Another experience I have had in Hawaii in relation to physical embodiment is getting a massage. Sure I have had ones before but not by a professional. In fact my first real one was a lomi lomi message. This is an ancient Hawaiian technique that has a very powerful energetic aspect to it which must be experienced to truly understand.

Speaking of embodiment, the woman I got the massage from wasn’t of Hawaiian blood but she has spent a lot of time here on the islands and learned the technique in a very traditional way over a period of years. She has a deep connection to the culture, people, and land. You can really feel that energy coming from her. I have noticed this in others who are very connected to the islands but are not Hawaiian or born/raised here. They seem to embody the Hawaiian spirit; after all I strongly know we have all had other lifetimes other than this one. I am only aware of one that I had here and I would not consider it very pleasant so perhaps that is why I do not fully resonate with this place. I like it and it is beautiful but my heart is drawn to the Greek islands for whatever reason. Perhaps one day I will go there and experience the why of that.

I now get massages from time to time which really does help and is like a form of self-love. I was really abusive to my body in the past and I saw massages as an expensive self-indulgence.

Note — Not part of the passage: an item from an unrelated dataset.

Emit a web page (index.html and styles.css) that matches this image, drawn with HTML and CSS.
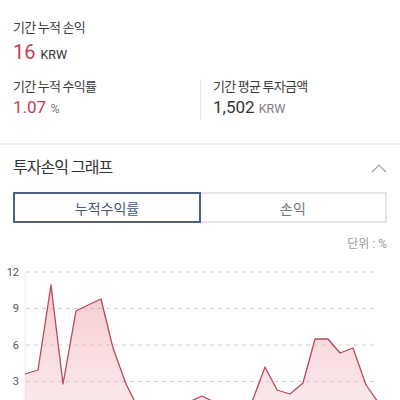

I now try to take better care of myself and allow for getting a massage without feeling guilty or unmanly about it.

Much of my frustration with life lands in my body so doing all these things helps me stay connected and healthy in a vehicle that I need to navigate this reality. I now honor and acknowledge the body as in my experiences it is part of me but yet has a separate intelligence and needs care. I am reminded of hearing numerous times that the body is like your child self. Like a child it requires care and protection from possible abuse. I work to stay within it even when things get unpleasant. I strive to be a compassionate master of it using it to its optimum capacity without pushing it too far. I choose to be in my body, listening, and loving it even when it doesn’t always do what I want.